The Governing Council consists of the representatives of CFC’s Member States. It meets annually, and is attended by Member States and Institutional Members, together with observers representing intergovernmental organizations.
The Consultative Committee, composed of 9 independent experts, on technical and economic aspects of projects submitted to the Fund, is an advisory body for the Executive Board. The Consultative Committee meets twice a year.
CFC has 101 Member States and 9 Institutional Members
Membership of the Fund is open to all States Members of the United Nations or any of its specialised agencies, or of the International Atomic Energy Agency, and intergovernmental organisations of regional economic integration which exercise competence in the fields of activity of the Fund.
The Common Fund’s partnership with the OPEC Fund for International Development is historic and dates back to the very inception of the Fund. The OPEC Fund not only facilitated and paid capital subscription for as many as 37 Least Developed Countries (LDCs) but continues to make contributions under “Framework of Financial Support” towards CFC’s commodity development projects for the least developed countries and poorer strata in other developing countries.
The Kingdom of Norway and the European Commission have been supportive of the Fund and have sponsored capital contribution of 9 and 3 countries respectively.
The Kingdom of the Netherlands: A Trust Fund arrangement set up by the Netherlands Ministry for Development Cooperation to support CFC projects with co-financing contributions for the Five Year Action Plan.

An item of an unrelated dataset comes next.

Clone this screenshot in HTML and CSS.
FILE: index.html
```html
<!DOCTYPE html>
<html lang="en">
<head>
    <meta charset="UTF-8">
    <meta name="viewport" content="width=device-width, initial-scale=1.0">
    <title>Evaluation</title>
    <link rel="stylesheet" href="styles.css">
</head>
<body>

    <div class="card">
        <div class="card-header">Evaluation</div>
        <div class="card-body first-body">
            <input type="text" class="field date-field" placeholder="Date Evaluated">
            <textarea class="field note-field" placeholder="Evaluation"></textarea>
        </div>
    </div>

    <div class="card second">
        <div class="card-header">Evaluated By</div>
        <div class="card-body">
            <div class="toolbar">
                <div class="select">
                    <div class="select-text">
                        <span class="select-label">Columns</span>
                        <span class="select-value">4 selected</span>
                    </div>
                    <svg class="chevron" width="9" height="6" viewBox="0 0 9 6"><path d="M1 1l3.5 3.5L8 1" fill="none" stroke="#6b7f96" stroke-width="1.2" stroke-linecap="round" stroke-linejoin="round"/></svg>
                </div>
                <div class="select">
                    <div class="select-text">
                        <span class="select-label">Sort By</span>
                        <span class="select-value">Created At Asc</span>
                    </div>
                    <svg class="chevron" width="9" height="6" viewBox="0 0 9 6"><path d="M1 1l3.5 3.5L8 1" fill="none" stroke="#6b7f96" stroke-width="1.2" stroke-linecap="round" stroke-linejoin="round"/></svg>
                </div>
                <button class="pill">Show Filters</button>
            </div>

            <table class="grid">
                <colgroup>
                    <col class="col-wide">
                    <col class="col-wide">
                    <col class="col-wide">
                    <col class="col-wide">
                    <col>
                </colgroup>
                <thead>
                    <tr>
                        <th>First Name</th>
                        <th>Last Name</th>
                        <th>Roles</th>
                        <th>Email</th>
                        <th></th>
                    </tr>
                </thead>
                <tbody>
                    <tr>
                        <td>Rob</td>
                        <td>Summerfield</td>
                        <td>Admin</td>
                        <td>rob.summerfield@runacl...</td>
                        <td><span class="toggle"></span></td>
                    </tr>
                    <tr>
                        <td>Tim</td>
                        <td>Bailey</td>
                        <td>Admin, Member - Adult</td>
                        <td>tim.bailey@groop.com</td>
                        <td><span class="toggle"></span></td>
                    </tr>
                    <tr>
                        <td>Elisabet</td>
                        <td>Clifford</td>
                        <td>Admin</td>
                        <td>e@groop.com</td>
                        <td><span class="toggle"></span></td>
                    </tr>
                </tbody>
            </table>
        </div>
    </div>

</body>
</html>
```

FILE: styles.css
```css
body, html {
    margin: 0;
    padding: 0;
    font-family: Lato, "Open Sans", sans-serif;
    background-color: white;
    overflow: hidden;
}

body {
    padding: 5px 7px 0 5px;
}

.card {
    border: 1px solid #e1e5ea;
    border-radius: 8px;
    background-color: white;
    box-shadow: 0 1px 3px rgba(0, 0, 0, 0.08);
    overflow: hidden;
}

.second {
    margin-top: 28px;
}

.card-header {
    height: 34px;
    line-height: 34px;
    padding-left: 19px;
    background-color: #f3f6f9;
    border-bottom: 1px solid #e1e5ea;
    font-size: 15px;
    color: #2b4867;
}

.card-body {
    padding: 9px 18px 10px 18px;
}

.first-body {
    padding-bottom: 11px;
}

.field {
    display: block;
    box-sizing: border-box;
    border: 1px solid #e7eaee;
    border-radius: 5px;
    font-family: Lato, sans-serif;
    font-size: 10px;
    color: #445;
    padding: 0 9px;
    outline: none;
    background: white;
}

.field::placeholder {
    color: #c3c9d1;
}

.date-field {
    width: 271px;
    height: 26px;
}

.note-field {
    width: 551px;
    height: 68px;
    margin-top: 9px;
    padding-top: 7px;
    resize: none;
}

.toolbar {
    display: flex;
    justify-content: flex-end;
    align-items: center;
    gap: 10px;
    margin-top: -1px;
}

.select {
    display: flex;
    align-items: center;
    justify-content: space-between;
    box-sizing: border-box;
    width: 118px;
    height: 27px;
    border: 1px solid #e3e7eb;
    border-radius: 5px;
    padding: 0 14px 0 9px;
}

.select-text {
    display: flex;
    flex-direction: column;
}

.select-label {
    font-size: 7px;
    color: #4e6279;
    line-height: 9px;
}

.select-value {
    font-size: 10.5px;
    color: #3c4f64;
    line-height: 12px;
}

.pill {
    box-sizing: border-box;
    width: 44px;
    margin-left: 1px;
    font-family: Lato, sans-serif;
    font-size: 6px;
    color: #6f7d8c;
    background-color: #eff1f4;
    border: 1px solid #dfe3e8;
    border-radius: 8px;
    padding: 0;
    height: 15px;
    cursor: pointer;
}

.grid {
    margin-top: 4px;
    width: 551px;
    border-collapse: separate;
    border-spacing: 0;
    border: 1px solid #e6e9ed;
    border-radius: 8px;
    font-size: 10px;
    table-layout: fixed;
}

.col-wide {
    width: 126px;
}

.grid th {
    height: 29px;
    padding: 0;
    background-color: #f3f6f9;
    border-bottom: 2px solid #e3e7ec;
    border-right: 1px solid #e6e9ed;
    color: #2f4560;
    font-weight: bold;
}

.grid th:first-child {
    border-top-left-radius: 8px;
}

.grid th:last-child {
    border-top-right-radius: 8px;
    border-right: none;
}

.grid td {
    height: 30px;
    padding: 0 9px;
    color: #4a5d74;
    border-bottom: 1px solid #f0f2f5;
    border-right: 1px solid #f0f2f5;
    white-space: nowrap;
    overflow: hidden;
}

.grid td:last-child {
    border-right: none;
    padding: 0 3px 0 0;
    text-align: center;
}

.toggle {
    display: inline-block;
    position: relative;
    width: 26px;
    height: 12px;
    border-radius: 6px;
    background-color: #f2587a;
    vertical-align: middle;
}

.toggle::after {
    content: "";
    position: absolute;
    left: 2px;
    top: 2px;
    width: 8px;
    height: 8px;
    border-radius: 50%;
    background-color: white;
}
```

In 2020, our focus has been on new activities which are aligned with the CFC’s vision of the role of commodities as the foundation of the economic development for the poor. We continue to target critical weaknesses along the value chains affecting the smallholder producers, which enables us to achieve visible results with maximum efficiency. This also helps us to prioritize innovative projects with high development impact and replicability as well as financial sustainability. Given our work in a financially high-risk SMEs/smallholders communities, CFC always remain on the lookout for external support so that in can continue to invest in communities that others find too risky to invest.